Weaving together the insights of botanists, gardeners, artists and poets with his own life-long fascination, Richard Mabey examines how we have tried to define them, explain their persistence, and draw moral lessons from them.
One persons weed is another's wild beauty.
PUBLISHERS WEEKLY
As popular British science writer Mabey (Food for Free) observes, "weeds are our most successful cultivated crop." They rely on humans who inadvertently cultivate their soil, sow their seeds, and transport them around the globe. This lively, erudite work invites readers to take a new look at the lowly and unloved weed. Mabey explains how weeds have cunningly evolved to survive natural disasters, human devastation, climate change, and almost every attempt to eradicate them. He weaves together a complex, fascinating tale of history and botany that travels from the first farm fields of Mesopotamia to the bomb craters of the London Blitz and the lowly industrial outfields of our modern cities.
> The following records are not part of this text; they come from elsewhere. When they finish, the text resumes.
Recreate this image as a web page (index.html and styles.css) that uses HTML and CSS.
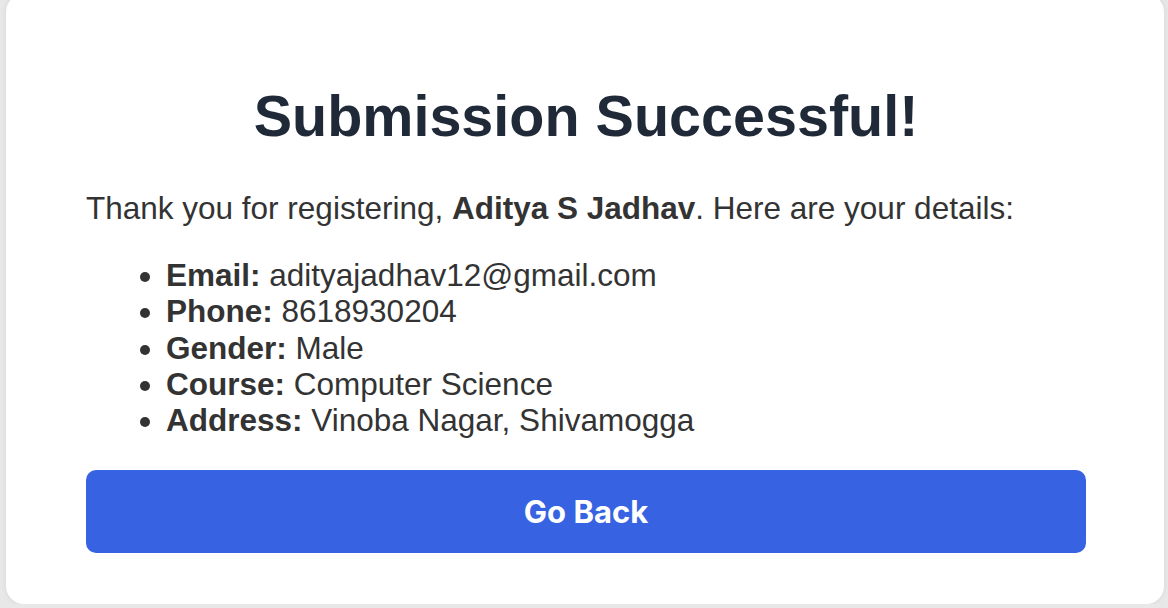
FILE: index.html
```html
<!DOCTYPE html>
<html lang="en">
<head>
<meta charset="utf-8">
<title>Submission Successful</title>
<link rel="stylesheet" href="styles.css">
</head>
<body>
<main class="card">
  <h1 class="title">Submission Successful!</h1>
  <p class="intro">Thank you for registering, <strong>Aditya S Jadhav</strong>. Here are your details:</p>
  <ul class="details">
    <li><strong>Email:</strong> adityajadhav12@gmail.com</li>
    <li><strong>Phone:</strong> 8618930204</li>
    <li><strong>Gender:</strong> Male</li>
    <li><strong>Course:</strong> Computer Science</li>
    <li><strong>Address:</strong> Vinoba Nagar, Shivamogga</li>
  </ul>
  <button class="back-btn" type="button">Go Back</button>
</main>
</body>
</html>
```

FILE: styles.css
```css
html, body {
  margin: 0;
  padding: 0;
}

body {
  background: #e8e8e8;
  font-family: "Liberation Sans", Arial, sans-serif;
  color: #333333;
  overflow: hidden;
}

.card {
  box-sizing: border-box;
  width: 1158px;
  height: 610px;
  margin: -6px 0 0 6px;
  padding: 89px 78px 0 80px;
  background: #ffffff;
  border-radius: 18px;
  box-shadow: 0 0 6px rgba(0, 0, 0, 0.08);
  display: flex;
  flex-direction: column;
}

.title {
  margin: 0 0 41px;
  font-size: 57.5px;
  font-weight: 700;
  color: #1f2937;
  text-align: center;
}

.intro {
  margin: 0 0 31px;
  font-size: 31.5px;
  line-height: 36px;
}

.details {
  margin: 0 0 32px;
  padding-left: 80px;
  font-size: 31.5px;
  line-height: 36.25px;
}

.back-btn {
  display: block;
  width: 1000px;
  height: 83px;
  padding: 0;
  border: none;
  border-radius: 10px;
  background: #3763e3;
  color: #ffffff;
  font-family: Inter, "Noto Sans", sans-serif;
  font-size: 31px;
  font-weight: 700;
  cursor: pointer;
}
```
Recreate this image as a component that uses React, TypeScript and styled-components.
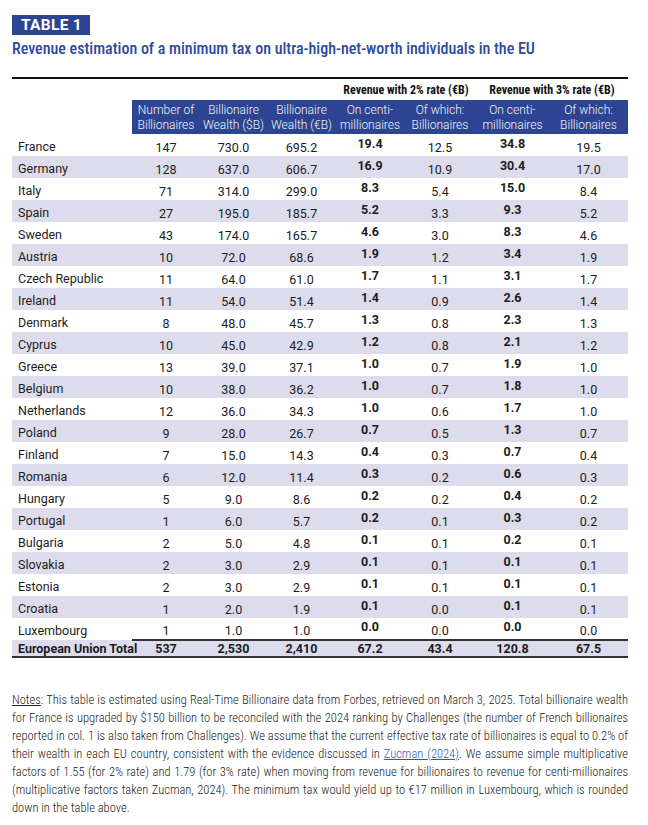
import styled, { createGlobalStyle } from "styled-components";

const GlobalStyle = createGlobalStyle`
    body {
        margin: 0;
        background: #ffffff;
        font-family: Roboto, "Noto Sans", sans-serif;
        color: #1c1c1c;
    }
`;

const Page = styled.div`
    width: 648px;
    padding: 15px 20px 0 12px;
    box-sizing: border-box;
`;

const Badge = styled.div`
    display: inline-block;
    background: #2d4492;
    color: #fff;
    font-weight: 700;
    font-size: 15.5px;
    font-stretch: 88%;
    line-height: 20px;
    height: 20px;
    padding: 0 8px 0 9px;
    letter-spacing: 0.3px;
`;

const Title = styled.h1`
    margin: 4px 0 0;
    color: #2d4a9c;
    font-size: 16px;
    font-weight: 500;
    font-stretch: 85%;
    line-height: 20px;
`;

const Table = styled.table`
    margin-top: 18px;
    width: 616px;
    border-collapse: collapse;
    table-layout: fixed;
    border-top: 2px solid #111;
    font-size: 12.5px;
`;

const GroupHead = styled.th`
    font-weight: 700;
    font-size: 12px;
    font-stretch: 84%;
    color: #111;
    height: 21px;
    padding: 0;
    vertical-align: middle;
    text-align: center;
    white-space: nowrap;
`;

const BandHead = styled.th`
    background: #2d4492;
    color: #f2f3fa;
    font-weight: 300;
    font-size: 12px;
    line-height: 15px;
    height: 33px;
    padding: 1px 0 0;
    text-align: center;
    white-space: nowrap;
`;

const Row = styled.tr<{ $shade: boolean }>`
    height: 22px;
    background: ${(p) => (p.$shade ? "#dcdcec" : "transparent")};
`;

const Country = styled.td`
    padding: 3px 0 0 6px;
    text-align: left;
    white-space: nowrap;
`;

const Num = styled.td<{ $bold?: boolean }>`
    text-align: center;
    padding: ${(p) => (p.$bold ? "0 0 4px" : "4px 0 0")};
    font-weight: ${(p) => (p.$bold ? 700 : 400)};
`;

const TotalRow = styled.tr`
    height: 17px;
    background: #dcdcec;
    font-weight: 700;
    border-bottom: 2px solid #333;
`;

const TotalLabel = styled.td`
    padding: 0 0 0 6px;
    white-space: nowrap;
`;

const TotalNum = styled.td`
    text-align: center;
    padding: 0;
    border-top: 2px solid #333;
`;

const Notes = styled.p`
    margin: 33px 0 0;
    width: 616px;
    font-size: 12.5px;
    font-weight: 300;
    font-stretch: 78%;
    line-height: 18px;
    color: #222;
    text-align: justify;
`;

const U = styled.span`
    text-decoration: underline;
`;

const Link = styled.span`
    color: #2d5aa8;
    text-decoration: underline;
`;

type R = [string, string, string, string, string, string, string, string];

const rows: R[] = [
    ["France", "147", "730.0", "695.2", "19.4", "12.5", "34.8", "19.5"],
    ["Germany", "128", "637.0", "606.7", "16.9", "10.9", "30.4", "17.0"],
    ["Italy", "71", "314.0", "299.0", "8.3", "5.4", "15.0", "8.4"],
    ["Spain", "27", "195.0", "185.7", "5.2", "3.3", "9.3", "5.2"],
    ["Sweden", "43", "174.0", "165.7", "4.6", "3.0", "8.3", "4.6"],
    ["Austria", "10", "72.0", "68.6", "1.9", "1.2", "3.4", "1.9"],
    ["Czech Republic", "11", "64.0", "61.0", "1.7", "1.1", "3.1", "1.7"],
    ["Ireland", "11", "54.0", "51.4", "1.4", "0.9", "2.6", "1.4"],
    ["Denmark", "8", "48.0", "45.7", "1.3", "0.8", "2.3", "1.3"],
    ["Cyprus", "10", "45.0", "42.9", "1.2", "0.8", "2.1", "1.2"],
    ["Greece", "13", "39.0", "37.1", "1.0", "0.7", "1.9", "1.0"],
    ["Belgium", "10", "38.0", "36.2", "1.0", "0.7", "1.8", "1.0"],
    ["Netherlands", "12", "36.0", "34.3", "1.0", "0.6", "1.7", "1.0"],
    ["Poland", "9", "28.0", "26.7", "0.7", "0.5", "1.3", "0.7"],
    ["Finland", "7", "15.0", "14.3", "0.4", "0.3", "0.7", "0.4"],
    ["Romania", "6", "12.0", "11.4", "0.3", "0.2", "0.6", "0.3"],
    ["Hungary", "5", "9.0", "8.6", "0.2", "0.2", "0.4", "0.2"],
    ["Portugal", "1", "6.0", "5.7", "0.2", "0.1", "0.3", "0.2"],
    ["Bulgaria", "2", "5.0", "4.8", "0.1", "0.1", "0.2", "0.1"],
    ["Slovakia", "2", "3.0", "2.9", "0.1", "0.1", "0.1", "0.1"],
    ["Estonia", "2", "3.0", "2.9", "0.1", "0.1", "0.1", "0.1"],
    ["Croatia", "1", "2.0", "1.9", "0.1", "0.0", "0.1", "0.1"],
    ["Luxembourg", "1", "1.0", "1.0", "0.0", "0.0", "0.0", "0.0"],
];

const widths = [120, 68, 67, 69, 68, 72, 73, 79];

export default function App() {
    return (
        <Page>
            <GlobalStyle />
            <Badge>TABLE 1</Badge>
            <Title>Revenue estimation of a minimum tax on ultra-high-net-worth individuals in the EU</Title>
            <Table>
                <colgroup>
                    {widths.map((w, i) => (
                        <col key={i} style={{ width: w }} />
                    ))}
                </colgroup>
                <thead>
                    <tr>
                        <th colSpan={4} />
                        <GroupHead colSpan={2}>Revenue with 2% rate (€B)</GroupHead>
                        <GroupHead colSpan={2}>Revenue with 3% rate (€B)</GroupHead>
                    </tr>
                    <tr>
                        <th />
                        <BandHead>Number of<br />Billionaires</BandHead>
                        <BandHead>Billionaire<br />Wealth ($B)</BandHead>
                        <BandHead>Billionaire<br />Wealth (€B)</BandHead>
                        <BandHead>On centi-<br />millionaires</BandHead>
                        <BandHead>Of which:<br />Billionaires</BandHead>
                        <BandHead>On centi-<br />millionaires</BandHead>
                        <BandHead>Of which:<br />Billionaires</BandHead>
                    </tr>
                </thead>
                <tbody>
                    {rows.map((r, i) => (
                        <Row key={r[0]} $shade={i % 2 === 1}>
                            <Country>{r[0]}</Country>
                            <Num>{r[1]}</Num>
                            <Num>{r[2]}</Num>
                            <Num>{r[3]}</Num>
                            <Num $bold>{r[4]}</Num>
                            <Num>{r[5]}</Num>
                            <Num $bold>{r[6]}</Num>
                            <Num>{r[7]}</Num>
                        </Row>
                    ))}
                    <TotalRow>
                        <TotalLabel>European Union Total</TotalLabel>
                        <TotalNum>537</TotalNum>
                        <TotalNum>2,530</TotalNum>
                        <TotalNum>2,410</TotalNum>
                        <TotalNum>67.2</TotalNum>
                        <TotalNum>43.4</TotalNum>
                        <TotalNum>120.8</TotalNum>
                        <TotalNum>67.5</TotalNum>
                    </TotalRow>
                </tbody>
            </Table>
            <Notes>
                <U>Notes</U>: This table is estimated using Real-Time Billionaire data from Forbes, retrieved on March 3, 2025. Total billionaire wealth
                for France is upgraded by $150 billion to be reconciled with the 2024 ranking by Challenges (the number of French billionaires
                reported in col. 1 is also taken from Challenges). We assume that the current effective tax rate of billionaires is equal to 0.2% of
                their wealth in each EU country, consistent with the evidence discussed in <Link>Zucman (2024)</Link>. We assume simple multiplicative
                factors of 1.55 (for 2% rate) and 1.79 (for 3% rate) when moving from revenue for billionaires to revenue for centi-millionaires
                (multiplicative factors taken Zucman, 2024). The minimum tax would yield up to €17 million in Luxembourg, which is rounded
                down in the table above.
            </Notes>
        </Page>
    );
}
The ubiquitous weeds are alternately menacing and redemptive. Mabey's stories are filled with obscure history, engaging characters, and descriptions of threatening invasive plants that can rival any science fiction thriller. Weeds mock our best efforts to control them and they may very well survive us. In this thought-provoking, engrossing natural history, Mabey deftly argues that the world's most unloved plants deserve our fascination and respect. 12 b&w line drawings.